Drawing a line from just two numbers
Given an equation in slope-intercept form, you can draw its graph with no table of values
at all — the two numbers are the drawing instructions. The recipe:
start at b, then walk the slope. Put your
pencil on (0, b); then, from that point, go
1 right and m up (down if
m is negative), mark the new point, and rule the line through
them.
Take y = 3x - 2: the slope is m = 3
and the y-intercept is b = -2. So:
pencil on (0, -2); walk right 1, up
3, arriving at (1, 1); join and
extend. Step through the worked line below and watch the run-and-rise staircase do the
walking.
Khan Academy introduces slope-intercept form here:
Almost nothing in nature is actually linear. Populations grow in curves, planets
sweep ellipses, your phone battery drains faster when it's cold. So why does every science
course, every economics model, every engineering estimate reach for
y = mx + b first?
Because of a marvellous cheat: zoom in far enough on any smooth curve, and it
looks like a straight line. The Earth is a sphere, but your street looks flat —
you are living on a zoomed-in patch of a curve. A curve's zoomed-in stand-in line is
called its tangent line, and near the point of contact it's a superb
approximation: simple to compute with, easy to reason about, wrong by only a whisker.

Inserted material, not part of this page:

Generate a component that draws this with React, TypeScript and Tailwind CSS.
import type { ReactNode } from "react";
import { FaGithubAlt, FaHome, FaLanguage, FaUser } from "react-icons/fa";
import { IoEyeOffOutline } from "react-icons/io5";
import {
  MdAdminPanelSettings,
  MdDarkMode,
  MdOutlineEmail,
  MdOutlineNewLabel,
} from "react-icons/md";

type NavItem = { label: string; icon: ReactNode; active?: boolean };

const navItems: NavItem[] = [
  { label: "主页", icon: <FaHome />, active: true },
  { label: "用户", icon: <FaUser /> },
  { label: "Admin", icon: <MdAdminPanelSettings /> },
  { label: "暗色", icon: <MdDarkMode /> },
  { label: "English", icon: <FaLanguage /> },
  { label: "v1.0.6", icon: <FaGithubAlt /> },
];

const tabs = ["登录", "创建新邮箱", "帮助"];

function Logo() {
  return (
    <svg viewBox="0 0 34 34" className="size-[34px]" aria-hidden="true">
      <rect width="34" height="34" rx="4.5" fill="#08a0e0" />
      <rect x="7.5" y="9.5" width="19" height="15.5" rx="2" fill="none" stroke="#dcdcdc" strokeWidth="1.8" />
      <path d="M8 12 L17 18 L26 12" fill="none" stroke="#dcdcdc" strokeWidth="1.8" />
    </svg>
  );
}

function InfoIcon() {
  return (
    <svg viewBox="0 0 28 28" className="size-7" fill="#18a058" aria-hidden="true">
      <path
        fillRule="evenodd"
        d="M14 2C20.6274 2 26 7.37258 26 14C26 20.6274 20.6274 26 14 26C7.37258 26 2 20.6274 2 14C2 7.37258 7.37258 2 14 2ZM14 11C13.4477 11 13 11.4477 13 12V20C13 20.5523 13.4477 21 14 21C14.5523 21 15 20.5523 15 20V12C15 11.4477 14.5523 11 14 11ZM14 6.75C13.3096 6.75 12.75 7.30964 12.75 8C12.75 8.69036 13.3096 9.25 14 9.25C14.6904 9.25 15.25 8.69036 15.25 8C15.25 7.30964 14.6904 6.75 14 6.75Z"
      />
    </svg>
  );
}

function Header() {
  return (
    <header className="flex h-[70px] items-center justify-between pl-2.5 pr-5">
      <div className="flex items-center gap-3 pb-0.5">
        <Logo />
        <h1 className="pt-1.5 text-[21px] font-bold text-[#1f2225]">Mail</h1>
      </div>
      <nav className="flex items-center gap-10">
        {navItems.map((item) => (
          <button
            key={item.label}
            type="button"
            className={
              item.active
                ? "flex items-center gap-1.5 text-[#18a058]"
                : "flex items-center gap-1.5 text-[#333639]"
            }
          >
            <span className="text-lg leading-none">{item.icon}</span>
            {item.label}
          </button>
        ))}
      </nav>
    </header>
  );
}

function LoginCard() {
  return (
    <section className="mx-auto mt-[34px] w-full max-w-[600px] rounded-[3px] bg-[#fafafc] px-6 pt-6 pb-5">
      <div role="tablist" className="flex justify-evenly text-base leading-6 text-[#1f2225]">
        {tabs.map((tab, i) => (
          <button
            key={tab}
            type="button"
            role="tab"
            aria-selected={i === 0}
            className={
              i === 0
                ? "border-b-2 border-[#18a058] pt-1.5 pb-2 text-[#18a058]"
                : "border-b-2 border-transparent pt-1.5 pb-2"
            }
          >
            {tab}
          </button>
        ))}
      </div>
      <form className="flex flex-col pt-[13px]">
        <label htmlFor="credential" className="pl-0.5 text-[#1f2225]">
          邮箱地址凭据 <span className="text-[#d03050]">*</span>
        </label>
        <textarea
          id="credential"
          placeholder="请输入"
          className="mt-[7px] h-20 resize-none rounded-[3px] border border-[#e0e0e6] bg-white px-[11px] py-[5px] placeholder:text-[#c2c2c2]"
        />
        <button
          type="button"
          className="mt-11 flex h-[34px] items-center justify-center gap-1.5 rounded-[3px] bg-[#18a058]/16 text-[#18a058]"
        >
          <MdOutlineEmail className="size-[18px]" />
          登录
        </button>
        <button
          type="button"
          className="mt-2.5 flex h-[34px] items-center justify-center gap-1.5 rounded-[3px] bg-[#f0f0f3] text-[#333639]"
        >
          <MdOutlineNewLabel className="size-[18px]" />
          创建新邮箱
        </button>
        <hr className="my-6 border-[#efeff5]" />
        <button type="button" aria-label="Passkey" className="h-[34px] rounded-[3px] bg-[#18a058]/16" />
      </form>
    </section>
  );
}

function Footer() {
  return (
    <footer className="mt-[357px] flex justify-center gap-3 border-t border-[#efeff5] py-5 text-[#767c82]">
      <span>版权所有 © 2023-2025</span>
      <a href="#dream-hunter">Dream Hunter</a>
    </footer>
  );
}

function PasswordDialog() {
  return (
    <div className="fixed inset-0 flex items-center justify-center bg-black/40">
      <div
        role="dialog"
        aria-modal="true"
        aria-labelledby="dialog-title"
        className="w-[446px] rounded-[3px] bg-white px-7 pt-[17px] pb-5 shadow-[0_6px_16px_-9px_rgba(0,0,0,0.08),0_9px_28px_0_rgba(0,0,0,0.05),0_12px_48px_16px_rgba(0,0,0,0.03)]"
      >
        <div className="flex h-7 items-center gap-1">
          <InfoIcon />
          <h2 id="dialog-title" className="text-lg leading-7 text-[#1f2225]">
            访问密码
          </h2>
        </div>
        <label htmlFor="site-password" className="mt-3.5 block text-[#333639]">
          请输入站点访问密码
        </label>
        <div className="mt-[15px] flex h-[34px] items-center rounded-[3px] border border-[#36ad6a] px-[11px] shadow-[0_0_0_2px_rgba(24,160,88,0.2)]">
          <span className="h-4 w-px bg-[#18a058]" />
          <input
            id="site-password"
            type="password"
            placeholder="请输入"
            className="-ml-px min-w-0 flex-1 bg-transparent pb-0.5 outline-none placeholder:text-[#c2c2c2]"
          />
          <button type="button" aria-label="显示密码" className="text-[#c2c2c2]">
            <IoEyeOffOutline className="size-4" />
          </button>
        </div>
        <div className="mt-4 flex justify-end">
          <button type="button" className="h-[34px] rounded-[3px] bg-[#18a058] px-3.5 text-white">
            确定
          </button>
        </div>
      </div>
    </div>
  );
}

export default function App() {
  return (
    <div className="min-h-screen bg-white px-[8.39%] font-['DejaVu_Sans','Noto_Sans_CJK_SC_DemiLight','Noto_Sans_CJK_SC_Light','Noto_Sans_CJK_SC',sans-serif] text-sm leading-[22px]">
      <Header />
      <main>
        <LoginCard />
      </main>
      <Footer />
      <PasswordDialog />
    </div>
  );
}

That's why linear models rule the world — not because the world is linear, but because
up close, everything behaves as if it were.
Here's the punchline for this course: calculus is the machine for finding those
lines. The derivative you're heading toward is exactly "the slope
m of the line a curve pretends to be at a point." Master
m and b now, and you've already
learned the alphabet the whole rest of calculus is written in.